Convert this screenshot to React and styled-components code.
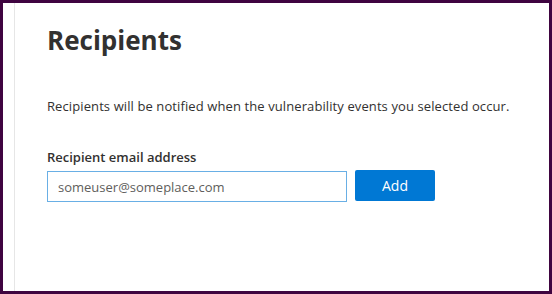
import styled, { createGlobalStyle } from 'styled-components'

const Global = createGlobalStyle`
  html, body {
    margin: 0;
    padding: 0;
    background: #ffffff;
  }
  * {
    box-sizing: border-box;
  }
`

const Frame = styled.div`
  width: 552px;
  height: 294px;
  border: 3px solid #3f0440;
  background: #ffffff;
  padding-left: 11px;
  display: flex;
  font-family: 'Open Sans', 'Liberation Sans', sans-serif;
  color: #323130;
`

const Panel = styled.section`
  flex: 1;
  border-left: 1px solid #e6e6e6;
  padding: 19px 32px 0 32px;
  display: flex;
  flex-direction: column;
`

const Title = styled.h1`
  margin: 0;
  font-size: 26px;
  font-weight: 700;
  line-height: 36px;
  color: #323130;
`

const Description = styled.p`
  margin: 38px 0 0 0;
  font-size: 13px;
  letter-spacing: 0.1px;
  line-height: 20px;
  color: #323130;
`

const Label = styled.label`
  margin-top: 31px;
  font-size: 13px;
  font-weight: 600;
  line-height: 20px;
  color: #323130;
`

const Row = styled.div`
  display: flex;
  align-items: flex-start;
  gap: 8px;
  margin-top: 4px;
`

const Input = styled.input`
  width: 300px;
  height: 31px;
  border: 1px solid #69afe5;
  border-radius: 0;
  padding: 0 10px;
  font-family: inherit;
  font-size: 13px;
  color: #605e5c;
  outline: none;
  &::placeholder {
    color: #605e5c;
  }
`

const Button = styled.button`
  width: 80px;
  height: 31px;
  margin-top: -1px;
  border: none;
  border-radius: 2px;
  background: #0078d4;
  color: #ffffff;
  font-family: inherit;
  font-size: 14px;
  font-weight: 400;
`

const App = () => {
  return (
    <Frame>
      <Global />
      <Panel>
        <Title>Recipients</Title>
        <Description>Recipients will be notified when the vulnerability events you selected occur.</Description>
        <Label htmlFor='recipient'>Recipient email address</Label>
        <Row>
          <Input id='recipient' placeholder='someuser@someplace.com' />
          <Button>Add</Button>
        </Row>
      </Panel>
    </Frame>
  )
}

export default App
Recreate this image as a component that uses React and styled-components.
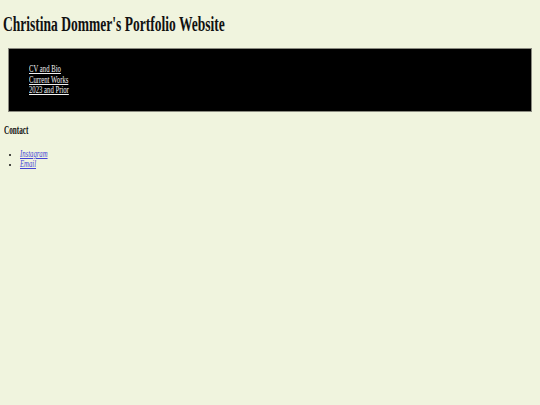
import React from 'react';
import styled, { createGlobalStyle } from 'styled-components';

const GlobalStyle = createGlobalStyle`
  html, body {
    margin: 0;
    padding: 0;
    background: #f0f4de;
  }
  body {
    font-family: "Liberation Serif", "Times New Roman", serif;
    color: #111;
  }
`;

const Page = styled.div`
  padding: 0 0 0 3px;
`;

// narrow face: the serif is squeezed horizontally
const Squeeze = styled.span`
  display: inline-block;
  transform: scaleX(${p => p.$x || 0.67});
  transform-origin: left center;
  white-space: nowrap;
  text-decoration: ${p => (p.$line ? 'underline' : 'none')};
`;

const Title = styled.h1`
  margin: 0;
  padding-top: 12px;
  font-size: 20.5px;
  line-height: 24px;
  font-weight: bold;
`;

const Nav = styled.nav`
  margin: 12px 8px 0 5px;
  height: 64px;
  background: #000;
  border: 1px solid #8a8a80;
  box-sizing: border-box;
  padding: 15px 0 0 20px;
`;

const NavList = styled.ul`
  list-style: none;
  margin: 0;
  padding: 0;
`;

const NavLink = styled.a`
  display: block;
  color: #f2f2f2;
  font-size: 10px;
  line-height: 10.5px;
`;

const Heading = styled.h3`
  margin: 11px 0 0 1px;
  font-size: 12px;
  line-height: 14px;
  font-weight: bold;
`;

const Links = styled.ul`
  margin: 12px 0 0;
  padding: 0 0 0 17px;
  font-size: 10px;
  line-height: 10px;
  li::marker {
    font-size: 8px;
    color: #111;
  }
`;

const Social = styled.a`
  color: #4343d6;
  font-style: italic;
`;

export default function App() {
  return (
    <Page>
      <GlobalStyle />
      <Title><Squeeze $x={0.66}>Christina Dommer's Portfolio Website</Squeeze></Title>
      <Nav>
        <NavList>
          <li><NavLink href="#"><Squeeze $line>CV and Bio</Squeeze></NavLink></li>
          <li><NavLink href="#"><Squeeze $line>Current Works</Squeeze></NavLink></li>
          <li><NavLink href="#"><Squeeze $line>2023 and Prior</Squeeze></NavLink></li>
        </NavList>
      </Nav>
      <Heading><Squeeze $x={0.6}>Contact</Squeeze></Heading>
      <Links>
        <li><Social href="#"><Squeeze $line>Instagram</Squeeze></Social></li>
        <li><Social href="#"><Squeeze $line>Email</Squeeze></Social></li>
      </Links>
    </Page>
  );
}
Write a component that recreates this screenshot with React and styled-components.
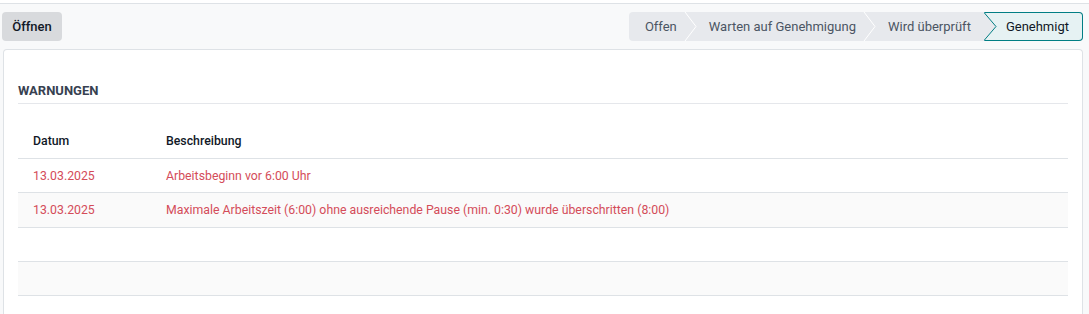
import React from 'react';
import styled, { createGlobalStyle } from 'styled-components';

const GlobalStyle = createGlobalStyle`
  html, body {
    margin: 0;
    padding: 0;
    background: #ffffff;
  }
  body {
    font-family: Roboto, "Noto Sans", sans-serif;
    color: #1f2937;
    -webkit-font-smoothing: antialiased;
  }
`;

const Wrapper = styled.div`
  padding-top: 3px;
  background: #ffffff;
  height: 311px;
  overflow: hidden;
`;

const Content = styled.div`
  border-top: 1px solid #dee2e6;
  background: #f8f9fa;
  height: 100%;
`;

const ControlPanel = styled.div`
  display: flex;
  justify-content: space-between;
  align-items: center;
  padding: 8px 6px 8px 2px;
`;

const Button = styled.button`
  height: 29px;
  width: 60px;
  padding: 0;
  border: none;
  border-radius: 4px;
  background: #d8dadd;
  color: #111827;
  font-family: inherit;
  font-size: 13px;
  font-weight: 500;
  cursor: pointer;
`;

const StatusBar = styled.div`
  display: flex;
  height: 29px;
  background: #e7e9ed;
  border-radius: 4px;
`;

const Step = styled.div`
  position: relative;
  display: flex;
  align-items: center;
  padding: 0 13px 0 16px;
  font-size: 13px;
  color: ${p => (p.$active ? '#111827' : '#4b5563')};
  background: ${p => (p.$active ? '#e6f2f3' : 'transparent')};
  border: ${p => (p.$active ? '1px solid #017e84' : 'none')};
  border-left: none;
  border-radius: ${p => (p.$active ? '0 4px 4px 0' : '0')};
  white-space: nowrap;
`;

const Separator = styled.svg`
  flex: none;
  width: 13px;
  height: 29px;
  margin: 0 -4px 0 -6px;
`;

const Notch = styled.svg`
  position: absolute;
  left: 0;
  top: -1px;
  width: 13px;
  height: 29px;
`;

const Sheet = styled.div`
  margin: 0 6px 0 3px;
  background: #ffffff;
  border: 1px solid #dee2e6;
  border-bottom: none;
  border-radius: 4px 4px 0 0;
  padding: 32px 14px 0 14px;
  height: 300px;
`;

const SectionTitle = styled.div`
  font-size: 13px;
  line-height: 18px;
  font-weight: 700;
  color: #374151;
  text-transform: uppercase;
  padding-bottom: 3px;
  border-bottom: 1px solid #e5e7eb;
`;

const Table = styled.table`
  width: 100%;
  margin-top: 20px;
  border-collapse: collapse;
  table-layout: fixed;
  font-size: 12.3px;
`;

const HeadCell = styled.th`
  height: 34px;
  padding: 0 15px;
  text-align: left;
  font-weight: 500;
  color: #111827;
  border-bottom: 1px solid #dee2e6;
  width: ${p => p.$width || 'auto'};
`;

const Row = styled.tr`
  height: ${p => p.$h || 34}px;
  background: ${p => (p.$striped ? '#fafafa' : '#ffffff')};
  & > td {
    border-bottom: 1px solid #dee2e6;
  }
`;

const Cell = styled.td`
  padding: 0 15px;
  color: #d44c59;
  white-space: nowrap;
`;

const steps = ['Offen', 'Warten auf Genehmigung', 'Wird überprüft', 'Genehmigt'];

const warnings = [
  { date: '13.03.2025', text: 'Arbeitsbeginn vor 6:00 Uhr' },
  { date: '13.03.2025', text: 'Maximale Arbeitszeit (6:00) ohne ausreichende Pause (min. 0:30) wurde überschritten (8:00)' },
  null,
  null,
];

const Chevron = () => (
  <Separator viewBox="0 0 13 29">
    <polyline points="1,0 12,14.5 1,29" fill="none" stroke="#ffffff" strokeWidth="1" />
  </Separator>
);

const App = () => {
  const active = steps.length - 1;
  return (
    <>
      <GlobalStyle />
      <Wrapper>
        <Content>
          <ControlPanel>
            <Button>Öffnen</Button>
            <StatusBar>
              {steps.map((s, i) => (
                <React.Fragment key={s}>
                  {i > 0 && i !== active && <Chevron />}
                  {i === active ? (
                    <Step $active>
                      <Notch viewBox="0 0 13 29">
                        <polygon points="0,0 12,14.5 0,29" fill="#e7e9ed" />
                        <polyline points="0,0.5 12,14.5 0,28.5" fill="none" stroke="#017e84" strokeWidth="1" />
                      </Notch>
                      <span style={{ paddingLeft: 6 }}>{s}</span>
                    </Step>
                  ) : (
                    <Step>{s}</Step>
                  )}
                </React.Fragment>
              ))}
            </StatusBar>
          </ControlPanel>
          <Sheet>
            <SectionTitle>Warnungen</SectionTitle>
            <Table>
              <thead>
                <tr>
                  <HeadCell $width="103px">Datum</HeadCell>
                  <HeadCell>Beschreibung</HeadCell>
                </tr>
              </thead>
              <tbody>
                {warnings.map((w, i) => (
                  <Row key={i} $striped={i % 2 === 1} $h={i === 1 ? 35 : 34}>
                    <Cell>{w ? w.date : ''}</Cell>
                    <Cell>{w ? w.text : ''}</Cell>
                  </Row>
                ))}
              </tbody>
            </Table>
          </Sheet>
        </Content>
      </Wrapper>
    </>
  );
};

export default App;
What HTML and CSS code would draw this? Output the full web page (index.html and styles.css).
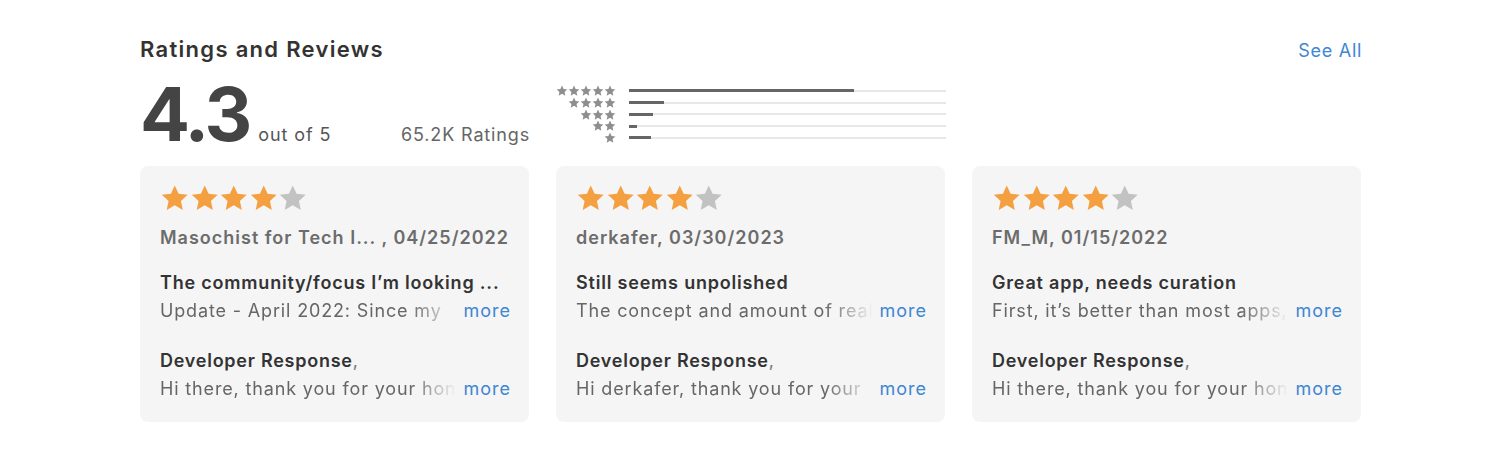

Task to complete:
Copy out all lines above that include the string "this".

In response:
Convert this screenshot to React and styled-components code.
Recreate this image as a component that uses React and styled-components.
Write a component that recreates this screenshot with React and styled-components.
What HTML and CSS code would draw this? Output the full web page (index.html and styles.css).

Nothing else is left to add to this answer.